Katsumi Okuda1 and Shigeru Chiba2
The Art, Science, and Engineering of Programming, 2021, Vol. 5, Issue 2, Article 11
Submission date: 2020-02-06
Publication date: 2020-11-01
DOI: https://doi.org/10.22152/programming-journal.org/2021/5/11
Full text: PDF
Context: An island parser reads an input text and builds the parse (or
abstract syntax) tree of only the programming constructs of interest in
the text. These constructs are called islands and the rest of the text
is called water, which the parser ignores and skips over. Since an
island parser does not have to parse all the details of the input, it is
often easy to develop but still useful enough for a number of software
engineering tools. When a parser generator is used, the developer can
implement an island parser by just describing a small number of grammar
rules, for example, in Parsing Expression Grammar (PEG).
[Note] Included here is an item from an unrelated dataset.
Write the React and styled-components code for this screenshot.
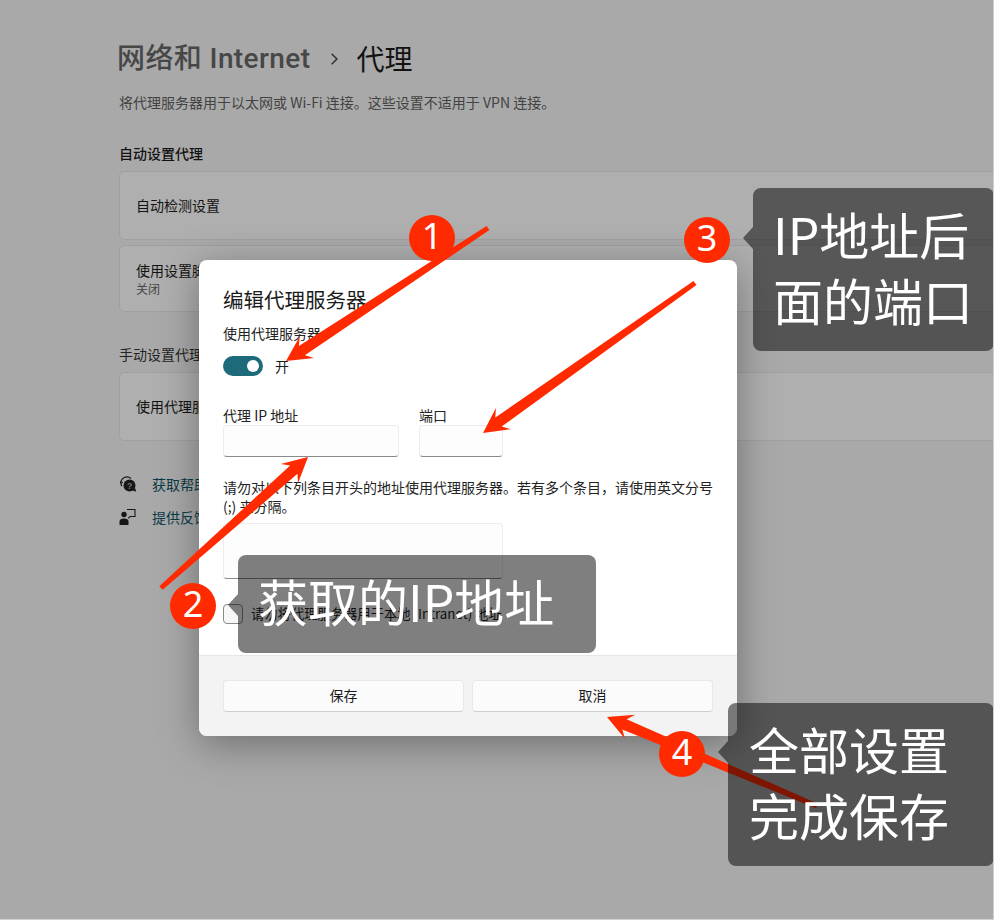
import React from "react"
import styled, { createGlobalStyle } from "styled-components"

const GlobalStyle = createGlobalStyle`
  html, body {
    margin: 0;
    padding: 0;
    background: #acacac;
  }
  * {
    box-sizing: border-box;
  }
`

const font = `"Noto Sans", "Noto Sans CJK SC", sans-serif`
const cjk = `"Noto Sans CJK SC", "Noto Sans", sans-serif`

const arrows = [
  { from: [488, 228], to: [286, 361] },
  { from: [161, 588], to: [308, 457] },
  { from: [695, 283], to: [483, 433] },
  { from: [817, 806], to: [607, 717] },
]

const badges = [
  { n: 1, x: 432, y: 238 },
  { n: 2, x: 193, y: 606 },
  { n: 3, x: 707, y: 240 },
  { n: 4, x: 682, y: 754 },
]

// tapered arrow outline, thin at the tail and flared at the head
function arrowPoints({ from, to }) {
  const dx = to[0] - from[0]
  const dy = to[1] - from[1]
  const len = Math.hypot(dx, dy)
  const ux = dx / len
  const uy = dy / len
  const at = (along, side) =>
    `${to[0] - ux * along - uy * side},${to[1] - uy * along + ux * side}`
  return [
    at(0, 0),
    at(25, 13),
    at(19, 5.5),
    at(len, 2.5),
    at(len, -2.5),
    at(19, -5.5),
    at(25, -13),
  ].join(" ")
}

function HelpIcon() {
  return (
    <svg width="18" height="18" viewBox="0 0 18 18">
      <path d="M2 8.500a6 6 0 0 1 10-5" fill="none" stroke="#222" strokeWidth="1.200" />
      <path d="M2 8.500c0 1 .3 2 .8 2.800" fill="none" stroke="#222" strokeWidth="1.200" />
      <path d="M1.500 6l.6 2.800L4 7" fill="none" stroke="#222" strokeWidth="1" />
      <circle cx="10.500" cy="10.500" r="6" fill="#222" />
      <path d="M13.500 15.500l3.800 1.300-1.300-3.800z" fill="#222" />
      <text x="10.500" y="13.500" fontSize="8.500" fontWeight="700" textAnchor="middle" fill="#acacac" fontFamily="Liberation Sans, sans-serif">?</text>
    </svg>
  )
}

function FeedbackIcon() {
  return (
    <svg width="18" height="18" viewBox="0 0 18 18">
      <circle cx="5" cy="6.500" r="2.700" fill="#222" />
      <path d="M0.500 17v-3.500c0-2 1.500-3 4.500-3s4.500 1 4.500 3V17z" fill="#222" />
      <path d="M8 1.500h8v7h-5l-1.800 1.800" fill="none" stroke="#222" strokeWidth="1.100" />
    </svg>
  )
}

export default function App() {
  return (
    <Page>
      <GlobalStyle />
      <Settings>
        <Heading>
          <Crumb>网络和 Internet</Crumb>
          <Chevron viewBox="0 0 10 12">
            <path d="M3 1.500L7.500 6 3 10.500" fill="none" stroke="#444" strokeWidth="1.300" />
          </Chevron>
          <Current>代理</Current>
        </Heading>
        <Lead>将代理服务器用于以太网或 Wi-Fi 连接。这些设置不适用于 VPN 连接。</Lead>
        <SectionTitle>自动设置代理</SectionTitle>
        <Card>
          <CardLabel>自动检测设置</CardLabel>
        </Card>
        <ScriptCard>
          <div>
            <CardLabel>使用设置脚本</CardLabel>
            <CardHint>关闭</CardHint>
          </div>
          <CardButton />
        </ScriptCard>
        <SectionTitleManual>手动设置代理</SectionTitleManual>
        <Card>
          <CardLabel>使用代理服务器</CardLabel>
          <SmallButton />
        </Card>
        <Links>
          <LinkRow>
            <HelpIcon />
            <LinkText>获取帮助</LinkText>
          </LinkRow>
          <LinkRow>
            <FeedbackIcon />
            <LinkText>提供反馈</LinkText>
          </LinkRow>
        </Links>
      </Settings>

      <Scrim />

      <Dialog>
        <DialogBody>
          <DialogTitle>编辑代理服务器</DialogTitle>
          <FieldLabel>使用代理服务器</FieldLabel>
          <ToggleRow>
            <Toggle />
            <ToggleText>开</ToggleText>
          </ToggleRow>
          <Fields>
            <Field>
              <InputLabel>代理 IP 地址</InputLabel>
              <Input $width={176} />
            </Field>
            <Field>
              <InputLabel>端口</InputLabel>
              <Input $width={84} />
            </Field>
          </Fields>
          <Note>
            请勿对以下列条目开头的地址使用代理服务器。若有多个条目，请使用英文分号 (;) 来分隔。
          </Note>
          <TextArea />
          <CheckRow>
            <CheckBox />
            <CheckText>请勿将代理服务器用于本地 (Intranet) 地址</CheckText>
          </CheckRow>
        </DialogBody>
        <DialogFooter>
          <FooterButton>保存</FooterButton>
          <FooterButton>取消</FooterButton>
        </DialogFooter>
      </Dialog>

      <Arrows viewBox="0 0 994 920">
        {arrows.map((a, i) => (
          <polygon key={i} points={arrowPoints(a)} fill="#ff2a00" />
        ))}
      </Arrows>

      <Bubble $left={753} $top={188} $width={241} $height={163} $tail={50} $pad={20}>
        IP地址后
        <br />
        面的端口
      </Bubble>
      <Bubble $left={238} $top={555} $width={358} $height={98} $tail={50} $pad={20}>
        获取的IP地址
      </Bubble>
      <Bubble $left={728} $top={703} $width={266} $height={163} $tail={49} $pad={21}>
        全部设置
        <br />
        完成保存
      </Bubble>

      {badges.map(b => (
        <Badge key={b.n} $x={b.x} $y={b.y}>
          {b.n}
        </Badge>
      ))}
    </Page>
  )
}

const Page = styled.div`
  position: relative;
  width: 994px;
  height: 920px;
  overflow: hidden;
  background: #f3f3f3;
  font-family: ${font};
  color: #1b1b1b;
  &::after {
    content: "";
    position: absolute;
    inset: 0;
    border-right: 1px solid #cfcfcf;
    border-bottom: 1px solid #cfcfcf;
    pointer-events: none;
  }
`
const Settings = styled.div`
  padding: 39px 0 0 119px;
  margin-right: -30px;
`
const Heading = styled.div`
  display: flex;
  align-items: center;
  height: 40px;
  margin-left: -2px;
`
const Crumb = styled.span`
  font-size: 28px;
  line-height: 40px;
  font-weight: 500;
  letter-spacing: 0.4px;
  color: #666;
  font-family: Roboto, "Noto Sans CJK SC", sans-serif;
`
const Chevron = styled.svg`
  width: 12px;
  height: 14px;
  margin: 0 16px 0 18px;
`
const Current = styled.span`
  font-size: 28px;
  line-height: 40px;
  color: #1b1b1b;
`
const Lead = styled.div`
  margin-top: 13px;
  font-size: 14px;
  line-height: 20px;
  color: #5f5f5f;
  font-family: ${cjk};
`
const SectionTitle = styled.div`
  margin-top: 31px;
  font-size: 14px;
  line-height: 20px;
  font-weight: 500;
  font-family: ${cjk};
`
const SectionTitleManual = styled(SectionTitle)`
  margin-top: 32px;
  font-weight: 400;
  color: #333;
`
const Card = styled.div`
  display: flex;
  align-items: center;
  justify-content: space-between;
  height: 69px;
  margin-top: 8px;
  padding: 0 0 0 16px;
  background: #fbfbfb;
  border: 1px solid #e5e5e5;
  border-radius: 5px;
`
const ScriptCard = styled(Card)`
  height: 67px;
  margin-top: 5px;
`
const CardLabel = styled.div`
  font-size: 14px;
  line-height: 19px;
  font-family: ${cjk};
`
const CardHint = styled.div`
  font-size: 12px;
  line-height: 17px;
  color: #666;
  font-family: ${cjk};
`
const CardButton = styled.div`
  width: 60px;
  height: 33px;
  margin-right: -38px;
  background: #fdfdfd;
  border: 1px solid #e0e0e0;
  border-radius: 4px;
`
const SmallButton = styled.div`
  width: 60px;
  height: 14px;
  margin-right: -38px;
  background: #fdfdfd;
  border: 1px solid #d5d5d5;
  border-radius: 4px;
`
const Links = styled.div`
  display: flex;
  flex-direction: column;
  gap: 13px;
  margin-top: 33px;
`
const LinkRow = styled.div`
  display: flex;
  align-items: center;
  gap: 15px;
  height: 20px;
`
const LinkText = styled.span`
  font-size: 14px;
  line-height: 20px;
  color: #0f5566;
  font-family: ${cjk};
`
const Scrim = styled.div`
  position: absolute;
  inset: 0;
  background: rgba(0, 0, 0, 0.3);
`
const Dialog = styled.div`
  position: absolute;
  left: 199px;
  top: 260px;
  width: 538px;
  height: 476px;
  display: flex;
  flex-direction: column;
  background: #fff;
  border-radius: 8px;
  overflow: hidden;
  box-shadow: 0 8px 40px rgba(0, 0, 0, 0.35);
  font-family: ${cjk};
`
const DialogBody = styled.div`
  flex: 1;
  padding: 25px 24px 0;
`
const DialogTitle = styled.div`
  font-size: 20.5px;
  line-height: 28px;
  color: #1b1b1b;
`
const FieldLabel = styled.div`
  margin-top: 10px;
  font-size: 14px;
  line-height: 20px;
  color: #222;
`
const ToggleRow = styled.div`
  display: flex;
  align-items: center;
  gap: 12px;
  margin-top: 13px;
  height: 20px;
`
const Toggle = styled.div`
  position: relative;
  width: 40px;
  height: 20px;
  border-radius: 10px;
  background: #1d6b7a;
  &::after {
    content: "";
    position: absolute;
    right: 4px;
    top: 4px;
    width: 12px;
    height: 12px;
    border-radius: 50%;
    background: #fff;
  }
`
const ToggleText = styled.span`
  font-size: 14px;
  line-height: 20px;
`
const Fields = styled.div`
  display: flex;
  gap: 20px;
  margin-top: 30px;
`
const Field = styled.div`
  display: flex;
  flex-direction: column;
`
const InputLabel = styled.div`
  font-size: 14px;
  line-height: 19px;
  color: #222;
`
const Input = styled.div`
  width: ${p => p.$width}px;
  height: 32px;
  background: #fdfdfd;
  border: 1px solid #ececec;
  border-bottom-color: #8a8a8a;
  border-radius: 4px;
`
const Note = styled.div`
  margin-top: 21px;
  font-size: 14px;
  line-height: 19px;
  color: #222;
`
const TextArea = styled.div`
  width: 280px;
  height: 56px;
  margin-top: 7px;
  background: #fdfdfd;
  border: 1px solid #ececec;
  border-bottom-color: #8a8a8a;
  border-radius: 4px;
`
const CheckRow = styled.div`
  display: flex;
  align-items: center;
  gap: 8px;
  margin-top: 25px;
`
const CheckBox = styled.div`
  width: 20px;
  height: 20px;
  background: #f7f7f7;
  border: 1px solid #8a8a8a;
  border-radius: 4px;
`
const CheckText = styled.span`
  font-size: 13.3px;
  line-height: 20px;
  white-space: nowrap;
  color: #222;
`
const DialogFooter = styled.div`
  display: flex;
  gap: 8px;
  height: 81px;
  padding: 24px 24px 0;
  background: #f3f3f3;
  border-top: 1px solid #e6e6e6;
`
const FooterButton = styled.div`
  flex: 1;
  height: 32px;
  display: flex;
  align-items: center;
  justify-content: center;
  padding-bottom: 2px;
  font-size: 14px;
  color: #1b1b1b;
  background: #fbfbfb;
  border: 1px solid #e8e8e8;
  border-bottom-color: #cfcfcf;
  border-radius: 4px;
`
const Arrows = styled.svg`
  position: absolute;
  left: 0;
  top: 0;
  width: 994px;
  height: 920px;
  pointer-events: none;
`
const Bubble = styled.div`
  position: absolute;
  left: ${p => p.$left}px;
  top: ${p => p.$top}px;
  width: ${p => p.$width}px;
  height: ${p => p.$height}px;
  display: flex;
  flex-direction: column;
  justify-content: center;
  padding: 0 0 8px ${p => p.$pad}px;
  white-space: nowrap;
  font-family: ${cjk};
  font-size: 50px;
  line-height: 66px;
  color: #fff;
  background: rgba(0, 0, 0, 0.5);
  border-radius: 8px;
  &::before {
    content: "";
    position: absolute;
    left: -10px;
    top: ${p => p.$tail - 11}px;
    border-style: solid;
    border-width: 11px 10px 11px 0;
    border-color: transparent rgba(0, 0, 0, 0.5) transparent transparent;
  }
`
const Badge = styled.div`
  position: absolute;
  left: ${p => p.$x - 23}px;
  top: ${p => p.$y - 23}px;
  width: 46px;
  height: 46px;
  display: flex;
  align-items: center;
  justify-content: center;
  padding-bottom: 4px;
  border-radius: 50%;
  background: #ff2a00;
  color: #fff;
  font-family: ${font};
  font-size: 36px;
  line-height: 46px;
`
Inquiry: In practice, however, the grammar rules are often complicated
since the developer must define the water inside the island; otherwise,
the island parsing will not reduce the total number of grammar
rules. When describing the grammar rules for such water, the developer
must consider other rules and enumerate a set of symbols, which we call
alternative symbols. Due to this difficulty, island parsing seems to be
not widely used today despite its usefulness in many applications.
Approach: This paper proposes the lake symbols for addressing this
difficulty in developing an island parser. It also presents an extension
to PEG for supporting the lake symbols. The lake symbols automate the
enumeration of the alternative symbols for the water inside an
island. The paper proposes an algorithm for translating the extended PEG
to the normal PEG, which can be given to an existing parser generator
based on PEG.
Knowledge: The user can use lake symbols to define water without
specifying each alternative symbol. Our algorithms can calculate all
alternative symbols for a lake symbol, based on where the lake symbol is
used in the grammar.
Grounding: We implemented a parser generator accepting our extended PEG
and implemented 36 island parsers for Java and 20 island parsers for
Python. Our experiments show that the lake symbols reduce 42 % of
grammar rules for Java and 89 % of rules for Python on average,
excluding the case where islands are expressions.
Importance: This work eases the use of island parsing. Lake symbols
enable the user to define the water inside the island simpler than
before. Defining water inside the island is essential to apply island
parsing for practical programming languages.